Секрет маэстро понятен – он стал дирижером в 40-50-е, когда еще жили Фуртвенглер, Бичем, Тосканини, Стоковский, Митропулос. Не говоря о великих итальянцах Тулио Серафине, Альберто Вотто или современниках-коллегах по цеху Аббадо и Гавадзени. Именно поэтому звук оркестра возникал словно из ниоткуда и, уходя, растворялся в воздухе, а не просто обрывался. Своей энергией Дзедда словно заразил оркестрантов. Особенно надо отметить духовую группу и сольную флейту – ее игра была выше всяких похвал. Иногда флейтист просто затмевал (в хорошем смысле) всех остальных. Было видно и слышно, что человек не просто играет, а живет в этой музыке.
Отдельных слов заслуживает хор академии хорового искусства имени Попова. Это был тот самый хор, которого требует итальянская опера. С мягкой густотой романтического драматизма, должной степенью монолитности и уважения к солистам и оркестру. Крайне профессионально и с душой. Кстати, «ансамблевость» и гармония постановки в «Танкреде» была очевидна. Во многом за счет искусства дирижера – солисты слушали друг друга, хор – оркестр и солистов, оркестр – всех остальных. Никто никого не заглушал. Не один раз ловил себя на мысли: вот он, настоящий оперный оркестр и хор. Куда там Большому…
С исполнителями главных ролей ситуация, по традиции, не столь однозначная. Объективно «мешало» концертное исполнение: стоять перед пюпитром и петь по партитуре, без всякого движения – значит почти наверняка «заморозить» драматизм роли. Кто-то из певцов с этим справился, кто-то – нет.
Воспринимать Танкреда в исполнении меццо-сопрано, да еще в концерте – трудно. Но так придумал композитор. И, к сожалению, ирландка Патрисия Бардон ожиданий не оправдала. Не Подлес. Нет. Все-таки Россини – не ее амплуа. Она слишком внутренне и исполнительски статична – как статуя. Не случайно ее считают одной из лучших генделевских певиц современности. Вот здесь она, и правда, на месте. XVII-XVIII век – это ее. Но не итальянцы XIX-го. Особенно странно выглядел Танкред, когда приходилось брать верха – сил у Бардон вполне хватало, но иногда слух резали неприятные обертоны.

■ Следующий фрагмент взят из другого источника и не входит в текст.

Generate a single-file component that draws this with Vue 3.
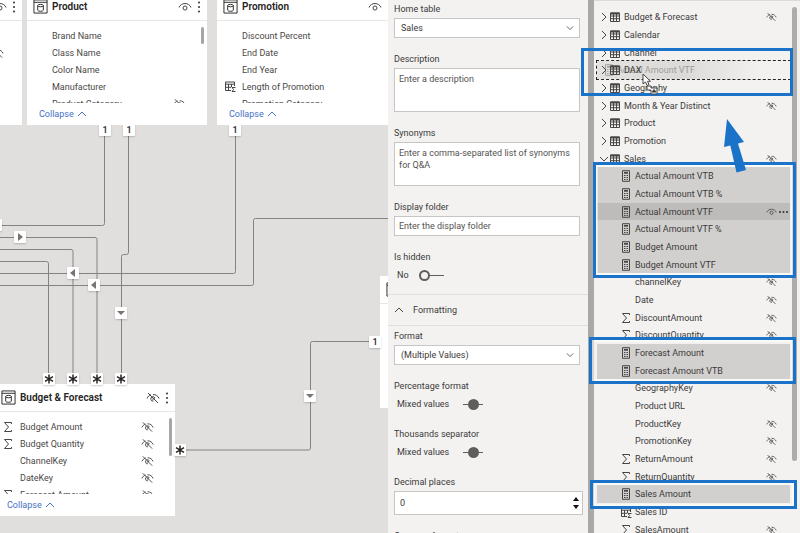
<script setup>
import { ref } from 'vue'

const cards = [
  { id: 'left', title: '', rows: [{ text: '' }, { text: '', hidden: true }] },
  {
    id: 'product', title: 'Product', thumb: 'short',
    rows: [
      { text: 'Brand Name' }, { text: 'Class Name' }, { text: 'Color Name' },
      { text: 'Manufacturer' }, { text: 'Product Category', hidden: true },
    ],
  },
  {
    id: 'promotion', title: 'Promotion',
    rows: [
      { text: 'Discount Percent' }, { text: 'End Date' }, { text: 'End Year' },
      { text: 'Length of Promotion', icon: 'calc-column' }, { text: 'Promotion Category' },
    ],
  },
  {
    id: 'budget', title: 'Budget & Forecast', hidden: true, thumb: 'long',
    rows: [
      { text: 'Budget Amount', icon: 'sigma', hidden: true },
      { text: 'Budget Quantity', icon: 'sigma', hidden: true },
      { text: 'ChannelKey', hidden: true },
      { text: 'DateKey', hidden: true },
      { text: 'Forecast Amount', icon: 'sigma', hidden: true },
    ],
  },
  { id: 'right', title: '', rows: [] },
]

const links = [
  'M104.5 136V223.5Q104.500 225.500 102.500 225.500H0',
  'M128.500 136V252Q128.500 254.500 126.500 254.500H123.500Q121.500 254.500 121.500 256.500V374',
  'M0 237.500H95Q97 237.500 97 239.500V374',
  'M0 249.500H71Q73 249.500 73 251.500V374',
  'M0 261.500H46.500Q48.500 261.500 48.500 263.500V374',
  'M0 273.500H233.500Q235.500 273.500 235.500 271.500V136',
  'M0 285.500H251.500Q253.500 285.500 253.500 283.500V220.500Q253.500 218.500 255.500 218.500H400',
  'M370 341.500H312.500Q310.500 341.500 310.500 343.500V448Q310.500 450 308.500 450H184',
]

const badges = [
  { x: 105, y: 130, kind: '1' }, { x: 129, y: 130, kind: '1' },
  { x: 235, y: 130, kind: '1' }, { x: 375, y: 342, kind: '1' },
  { x: 49, y: 379, kind: 'star' }, { x: 73, y: 379, kind: 'star' },
  { x: 97, y: 379, kind: 'star' }, { x: 121, y: 379, kind: 'star' },
  { x: 180, y: 450, kind: 'star' },
  { x: 20, y: 237, kind: 'right' }, { x: 73, y: 273, kind: 'left' },
  { x: 94, y: 285, kind: 'left' }, { x: 121, y: 313, kind: 'down' },
  { x: 310, y: 396, kind: 'down' }, { x: -4, y: 225, kind: 'blank' },
]
const shapes = {
  right: 'M4 2L9 6L4 10Z',
  left: 'M8 2L3 6L8 10Z',
  down: 'M2 4H10L6 8Z',
}

const fields = [
  { text: 'Budget & Forecast', table: true, eye: 'hidden' },
  { text: 'Calendar', table: true },
  { text: 'Channel', table: true },
  { text: 'DAX', table: true, drop: true },
  { text: 'Geography', table: true },
  { text: 'Month & Year Distinct', table: true, eye: 'hidden' },
  { text: 'Product', table: true },
  { text: 'Promotion', table: true },
  { text: 'Sales', table: true, open: true, eye: 'hidden' },
  { text: 'Actual Amount VTB', icon: 'measure', selected: true },
  { text: 'Actual Amount VTB %', icon: 'measure', selected: true },
  { text: 'Actual Amount VTF', icon: 'measure', selected: true, active: true, eye: 'shown' },
  { text: 'Actual Amount VTF %', icon: 'measure', selected: true },
  { text: 'Budget Amount', icon: 'measure', selected: true },
  { text: 'Budget Amount VTF', icon: 'measure', selected: true },
  { text: 'channelKey', eye: 'hidden' },
  { text: 'Date', eye: 'hidden' },
  { text: 'DiscountAmount', icon: 'sigma', eye: 'hidden' },
  { text: 'DiscountQuantity', icon: 'sigma', eye: 'hidden' },
  { text: 'Forecast Amount', icon: 'measure', selected: true },
  { text: 'Forecast Amount VTB', icon: 'measure', selected: true },
  { text: 'GeographyKey', eye: 'hidden' },
  { text: 'Product URL' },
  { text: 'ProductKey', eye: 'hidden' },
  { text: 'PromotionKey', eye: 'hidden' },
  { text: 'ReturnAmount', icon: 'sigma', eye: 'hidden' },
  { text: 'ReturnQuantity', icon: 'sigma', eye: 'hidden' },
  { text: 'Sales Amount', icon: 'measure', selected: true },
  { text: 'Sales ID', icon: 'calc-column' },
  { text: 'SalesAmount', icon: 'sigma', eye: 'hidden' },
]

const decimals = ref(0)
const isHidden = ref(false)
</script>

<template>
  <div class="app">
    <svg class="sprite" aria-hidden="true">
      <symbol id="eye-shown" viewBox="0 0 14 12">
        <path d="M1 6.500C3 1.200 11 1.200 13 6.500" />
        <circle cx="7" cy="7" r="2" />
      </symbol>
      <symbol id="eye-hidden" viewBox="0 0 14 12">
        <path d="M1 6.500C2 4.300 3.300 3.200 5 2.700M7 2.500C10 2.500 12 4 13 6.500M2 1L12 11M9 6A2.200 2.200 0 1 0 7.500 9" />
        <path d="M6.300 7.300L8.700 6.500" />
      </symbol>
      <symbol id="sigma" viewBox="0 0 10 12">
        <path d="M8.500 3V1.500H1.500L5.500 6L1.500 10.500H8.500V9" />
      </symbol>
      <symbol id="measure" viewBox="0 0 10 12">
        <path d="M1.500 .7H8.500V11.300H1.500Z" />
        <path d="M3 2.800H7" stroke-width="1.800" />
        <path d="M3 5.500H7M3 7.500H7M3 9.500H7" stroke-dasharray="1 .5" />
      </symbol>
      <symbol id="table" viewBox="0 0 10 10">
        <path d="M.5 1H9.500V9.500H.5ZM.5 4H9.500M.5 6.700H9.500M3.500 1V9.500M6.500 1V9.500" />
        <path d="M.5 1.500H9.500" stroke-width="2" />
      </symbol>
      <symbol id="calc-column" viewBox="0 0 11 11">
        <path d="M6 9.500H.5V1H9.500V5M.5 3.200H9.500M.5 6.300H6M3.500 3V9.500M6.500 3V6" />
        <path d="M10.500 6.500H7L8.600 8.500L7 10.500H10.500" />
      </symbol>
      <symbol id="entity" viewBox="0 0 16 16">
        <path d="M1 1H15V15H1ZM1 3.500H15" />
        <path d="M5 7V12C5 13.500 11 13.500 11 12V7" />
        <ellipse cx="8" cy="7" rx="3" ry="1.300" />
      </symbol>
      <symbol id="chevron-up" viewBox="0 0 10 6"><path d="M1 5L5 1L9 5" /></symbol>
      <symbol id="chevron-down" viewBox="0 0 10 6"><path d="M1 1L5 5L9 1" /></symbol>
      <symbol id="chevron-right" viewBox="0 0 6 10"><path d="M1 1L5 5L1 9" /></symbol>
    </svg>

    <main class="canvas">
      <svg class="links" aria-hidden="true">
        <path v-for="d in links" :key="d" :d="d" />
      </svg>
      <section v-for="card in cards" :key="card.id" class="card" :class="card.id">
        <header>
          <svg class="entity"><use href="#entity" /></svg>
          <h2>{{ card.title }}</h2>
          <button class="icon-button" aria-label="Visibility">
            <svg class="eye"><use :href="card.hidden ? '#eye-hidden' : '#eye-shown'" /></svg>
          </button>
          <button class="icon-button" aria-label="More options">
            <svg class="more" viewBox="0 0 2 12">
              <circle cx="1" cy="1.500" r="1" /><circle cx="1" cy="6" r="1" /><circle cx="1" cy="10.500" r="1" />
            </svg>
          </button>
        </header>
        <div class="body">
          <ul>
            <li v-for="(row, i) in card.rows" :key="i">
              <span class="slot"><svg v-if="row.icon" :class="row.icon"><use :href="'#' + row.icon" /></svg></span>
              <span class="name">{{ row.text }}</span>
              <svg v-if="row.hidden" class="eye"><use href="#eye-hidden" /></svg>
            </li>
          </ul>
          <span v-if="card.thumb" class="thumb" :class="card.thumb"></span>
        </div>
        <button v-if="card.title" class="collapse">
          Collapse <svg class="chevron"><use href="#chevron-up" /></svg>
        </button>
      </section>
      <span
        v-for="(b, i) in badges" :key="i" class="badge"
        :style="{ left: b.x + 'px', top: b.y + 'px' }"
      >
        <template v-if="b.kind === '1'">1</template>
        <svg v-else-if="b.kind === 'star'" class="star" viewBox="0 0 12 12">
          <path d="M6 1.500V10.500M2 3.700L10 8.300M10 3.700L2 8.300" />
        </svg>
        <svg v-else-if="shapes[b.kind]" class="pointer" viewBox="0 0 12 12"><path :d="shapes[b.kind]" /></svg>
      </span>
    </main>

    <form class="properties" @submit.prevent>
      <div class="group">
        <div class="field">
          <label for="home">Home table</label>
          <div class="select">
            <select id="home"><option>Sales</option></select>
            <svg class="chevron"><use href="#chevron-down" /></svg>
          </div>
        </div>
        <div class="field">
          <label for="description">Description</label>
          <textarea id="description" placeholder="Enter a description"></textarea>
        </div>
        <div class="field">
          <label for="synonyms">Synonyms</label>
          <textarea id="synonyms" placeholder="Enter a comma-separated list of synonyms for Q&amp;A"></textarea>
        </div>
        <div class="field">
          <label for="folder">Display folder</label>
          <input id="folder" type="text" placeholder="Enter the display folder">
        </div>
        <div class="field">
          <label for="hidden">Is hidden</label>
          <div class="toggle-row">
            <span>No</span><input id="hidden" v-model="isHidden" class="toggle" type="checkbox">
          </div>
        </div>
      </div>
      <button type="button" class="section-title">
        <svg class="chevron"><use href="#chevron-up" /></svg>Formatting
      </button>
      <div class="group formatting">
        <div class="field">
          <label for="format">Format</label>
          <div class="select">
            <select id="format"><option>(Multiple Values)</option></select>
            <svg class="chevron"><use href="#chevron-down" /></svg>
          </div>
        </div>
        <div class="field">
          <label for="percentage">Percentage format</label>
          <div class="toggle-row mixed">
            <span>Mixed values</span><input id="percentage" class="toggle" type="checkbox">
          </div>
        </div>
        <div class="field">
          <label for="thousands">Thousands separator</label>
          <div class="toggle-row mixed">
            <span>Mixed values</span><input id="thousands" class="toggle" type="checkbox">
          </div>
        </div>
        <div class="field">
          <label for="decimals">Decimal places</label>
          <div class="stepper">
            <input id="decimals" v-model="decimals" type="number">
            <div class="steps">
              <button type="button" aria-label="Increase" @click="decimals++">
                <svg viewBox="0 0 6 4"><path d="M0 4L3 0L6 4Z" /></svg>
              </button>
              <button type="button" aria-label="Decrease" @click="decimals--">
                <svg viewBox="0 0 6 4"><path d="M0 0L3 4L6 0Z" /></svg>
              </button>
            </div>
          </div>
        </div>
        <div class="field"><span class="label">Currency format</span></div>
      </div>
    </form>

    <aside class="fields">
      <ul class="tree">
        <li
          v-for="f in fields" :key="f.text"
          :class="{ child: !f.table, selected: f.selected, active: f.active, drop: f.drop }"
        >
          <button v-if="f.table" class="icon-button twisty" aria-label="Toggle table">
            <svg :class="f.open ? 'chevron' : 'chevron-right'">
              <use :href="f.open ? '#chevron-down' : '#chevron-right'" />
            </svg>
          </button>
          <span class="slot">
            <svg v-if="f.table" class="table"><use href="#table" /></svg>
            <svg v-else-if="f.icon" :class="f.icon"><use :href="'#' + f.icon" /></svg>
          </span>
          <span class="name">{{ f.text }}</span>
          <svg v-if="f.eye" class="eye"><use :href="'#eye-' + f.eye" /></svg>
          <span class="dots">
            <svg v-if="f.active" class="ellipsis" viewBox="0 0 9 2">
              <circle cx="1" cy="1" r="1" /><circle cx="4.500" cy="1" r="1" /><circle cx="8" cy="1" r="1" />
            </svg>
          </span>
          <span v-if="f.drop" class="ghost">
            <svg class="measure"><use href="#measure" /></svg>Actual Amount VTF
          </span>
        </li>
      </ul>
      <span class="scrollbar"></span>
      <span class="mark drop-target"></span>
      <span class="mark inner actuals"></span>
      <span class="mark inner forecasts"></span>
      <span class="mark inner sales"></span>
      <svg class="arrow" viewBox="0 0 22 54" aria-hidden="true">
        <path d="M4 0L21 23L15 24.500L23 51L13.500 53.500L7.300 26.500L1 28Z" />
      </svg>
      <svg class="cursor" viewBox="0 0 18 24" aria-hidden="true">
        <path class="hand" d="M1 1V11L3.500 9L5 12.500L7 11.600L5.500 8.300H8.500Z" />
        <path class="plate" d="M5 13H9V15H15V21H9V17H5Z" />
        <path class="mark-in" d="M10 19L12 16.500L14 19Z" />
      </svg>
    </aside>
  </div>
</template>

<style>
body { margin: 0; }
</style>

<style scoped>
*, *::before { box-sizing: border-box; }
.app {
  display: grid;
  grid-template-columns: minmax(0, 1fr) 200px 212px;
  height: 100vh;
  overflow: hidden;
  background: #f3f2f1;
  color: #3b3a39;
  font: 9px/12px Roboto, "Open Sans", sans-serif;
}
.sprite { position: absolute; width: 0; height: 0; }
svg { fill: none; stroke: #484644; stroke-width: 1; flex: none; display: block; }
ul { list-style: none; margin: 0; padding: 0; }
button { border: 0; padding: 0; background: none; color: inherit; font: inherit; text-align: left; }
.icon-button { display: grid; place-items: center; }
.eye { width: 12px; height: 10px; }
.sigma { width: 10px; height: 12px; }
.measure { width: 10px; height: 12px; }
.table { width: 10px; height: 10px; }
.calc-column { width: 11px; height: 11px; }
.chevron { width: 10px; height: 6px; }
.chevron-right { width: 6px; height: 10px; }
.name { flex: 1; white-space: nowrap; }

/* Model canvas */
.canvas { position: relative; overflow: hidden; background: #e1dfdd; }
.links { position: absolute; inset: 0; width: 100%; height: 100%; stroke: #858381; }
.card { position: absolute; width: 180px; height: 132px; background: #fff; display: flex; flex-direction: column; }
.card.left { left: -158px; top: -7px; }
.card.product { left: 27px; top: -7px; }
.card.promotion { left: 217px; top: -7px; }
.card.budget { left: -5px; top: 384px; }
.card.right { left: 380px; top: 276px; }
.card header {
  display: flex; align-items: center; height: 28px; flex: none;
  padding: 0 7px 0 6px; border-bottom: 1px solid #e8e6e4;
}
.card h2 { flex: 1; margin: 0 0 0 4px; font-size: 10px; font-weight: 600; color: #252423; white-space: nowrap; }
.entity { width: 15px; height: 15px; stroke: #252423; }
.card header .eye { width: 14px; height: 12px; }
.card header .icon-button + .icon-button { margin-left: 6px; }
.more { width: 2px; height: 12px; fill: #323130; stroke: none; }
.card .body { display: flex; flex: 1; min-height: 0; overflow: hidden; padding: 6px 3px 0 8px; }
.card ul { flex: 1; }
.card li { display: flex; align-items: center; height: 17px; padding-right: 15px; color: #4a4846; }
.card .slot { width: 17px; }
.card li .eye { width: 13px; height: 12px; }
.thumb { width: 3px; border-radius: 2px; background: #a8a6a4; }
.thumb.short { height: 17px; }
.thumb.long { height: 38px; }
.collapse { display: flex; align-items: center; gap: 3px; height: 22px; flex: none; padding-left: 12px; color: #4472c4; }
.collapse .chevron { stroke: #4472c4; }
.badge {
  position: absolute; display: grid; place-items: center; width: 12px; height: 12px;
  transform: translate(-50%, -50%); background: #fff; border-radius: 1px;
  box-shadow: 0 1px 2px #0003; color: #323130; font-weight: 600;
}
.badge svg { width: 12px; height: 12px; }
.badge .star { stroke: #252423; stroke-width: 1.5; }
.badge .pointer { fill: #777573; stroke: none; }

/* Properties */
.properties { overflow: hidden; color: #3b3a39; }
.group { display: flex; flex-direction: column; gap: 15px; padding: 3px 8px 10px 6px; }
.formatting { padding-top: 4px; }
.field { display: flex; flex-direction: column; gap: 3px; }
.select { display: grid; grid-template-columns: 1fr 14px; align-items: center; }
.select select { grid-area: 1 / 1 / 2 / 3; appearance: none; }
.select .chevron { grid-area: 1 / 2; width: 8px; }
input, select, textarea {
  margin: 0; border: 1px solid #c8c6c4; border-radius: 0; background: #fff;
  color: #3b3a39; font: inherit; outline: 0;
}
select, input[type="text"] { height: 20px; width: 100%; }
select { padding: 0 6px; }
input[type="text"] { padding: 0 4px; }
textarea { display: block; height: 44px; width: 100%; padding: 4px; resize: none; overflow: hidden; }
::placeholder { color: #55524f; opacity: 1; }
.toggle-row { display: flex; align-items: center; gap: 10px; height: 18px; padding-left: 3px; }
.toggle-row.mixed { gap: 14px; }
.toggle {
  position: relative; appearance: none; width: 25px; height: 11px; border: 0;
  background: linear-gradient(#605e5c, #605e5c) center / 100% 1px no-repeat;
}
.toggle::before {
  content: ""; position: absolute; left: 0; top: 0; width: 11px; height: 11px;
  border: 2px solid #605e5c; border-radius: 50%; background: #f3f2f1;
}
.toggle:checked::before { left: 14px; }
.mixed .toggle { width: 20px; }
.mixed .toggle::before { left: 5px; background: #605e5c; }
.section-title {
  display: flex; align-items: center; gap: 9px; width: 100%; height: 32px; padding-left: 6px;
  border: solid #e1dfdd; border-width: 1px 0;
}
.stepper { display: flex; height: 24px; margin-right: -3px; border: 1px solid #c8c6c4; background: #fff; }
.stepper input { flex: 1; min-width: 0; border: 0; padding: 0 5px; appearance: textfield; }
.stepper input::-webkit-inner-spin-button { display: none; }
.steps { display: flex; flex-direction: column; justify-content: space-evenly; padding-right: 3px; }
.steps svg { width: 6px; height: 4px; fill: #111; stroke: none; }

/* Fields */
.fields { position: relative; min-height: 0; border-left: 6px solid #a9a8a7; }
.tree { height: 100%; overflow: hidden; padding: 7px 10px 0 3px; border-top: 1px solid #dddbd9; }
.tree li { position: relative; display: flex; align-items: center; height: 18px; padding-left: 2px; }
.tree li:nth-child(3n) { height: 17px; }
.tree .twisty { width: 10px; }
.tree .slot { width: 13px; margin: 0 1px; }
.tree .child { padding-left: 23px; }
.tree .selected { background: #d2d0ce; }
.tree .active { background: #bebcba; }
.tree .eye { width: 11px; height: 10px; }
.dots { display: grid; place-items: center; width: 13px; }
.ellipsis { width: 9px; height: 2px; fill: #323130; stroke: none; }
.tree .drop { outline: 1px dashed #252423; background: linear-gradient(90deg, #e4e2e0, #dcdad8 45%, #f3f2f1 85%); }
.ghost {
  position: absolute; left: 7px; top: 3px; display: flex; gap: 3px; opacity: .4; white-space: nowrap;
}
.scrollbar { position: absolute; right: 3px; top: 7px; bottom: 72px; width: 5px; border-radius: 3px; background: #aeacab; }
.mark { position: absolute; border: 3px solid #1b73c9; }
.mark.inner { box-shadow: inset 0 0 0 2px #ffffff80; }
.drop-target { left: -13px; right: 7px; top: 48px; height: 48px; }
.actuals { left: -1px; right: 4px; top: 162px; height: 116px; }
.forecasts { left: -5px; right: 4px; top: 337px; height: 47px; }
.sales { left: -4px; right: 3px; top: 480px; height: 29px; }
.arrow { position: absolute; left: 129px; top: 119px; width: 22px; height: 54px; fill: #1b73c9; stroke: none; overflow: visible; }
.cursor { position: absolute; left: 48px; top: 73px; width: 18px; height: 24px; fill: #fff; }
.mark-in { fill: #252423; }
</style>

Не произвела впечатления служанка главной героини в исполнении Александры Кадуриной. На фоне своей хозяйки (Ольга Перетятько) она выглядела бледновато. Пожалуй, ее Изаура единственная выбивалась из когорты остальных женских образов, звуча слабовато - в стиле многих певиц Большого театра.
Сопрано Ольга Перетятько сразила наповал. Без преувеличения – эта певица не уступит ни Гулегиной, ни Нетребко, ни, не побоюсь этой фамилии, Каллас. В плане, как раз, внутреннего драматизма, свободы исполнения и понимания того, что поешь. Поэтому и выступает на всех ведущих сценах мира. Дома – редко. Ярко блеснула в совершенно эпизодической роли Руджеро, соратника Танкреда, меццо-сопрано Ирина Рейнард из «Геликон-оперы». Услышанное подтвердило: у нее крайне широкий диапазон возможностей – в плане ролей. И везде будет хорошо. Дмитрий Бертман снова не ошибся.
И в заключение – о мужчинах. Итальянский тенор Антонио Сирагуза, размявшись за первые минут 15, оставшиеся два часа просто демонстрировал публике, как надо хорошо петь. К счастью, мы не услышали «итальянских страстей» (вначале такие опасения были), и Сирагуза, в лучших традициях дель Монако (хотя, конечно, не на такой высоте), пел, словно говорил. В нужных местах перекрывая оркестр, в ансамблях – «разговаривая» с партнером.
Во втором действии добрался до необходимых исполнительских высот и молдавский бас Олег Цыбулько. Вот кто оказался абсолютно на своем месте – типичный голос для итальянской оперы,
крайне гармоничный во всех эпизодах, как сольно, так и в ансамбле.
Что говорить – было хорошо. По окончании аплодировали 15 минут. Иногда среди криков «браво» был слышен свист одобрения – видимо, кто-то, по незнанию, перепутал зал Чайковского с баром или стадионом. Но это не беда – окультурятся со временем. Как и хозяева мобильных телефонов, звонки которых крайне постыдно звучали на фоне божественной музыки Россини.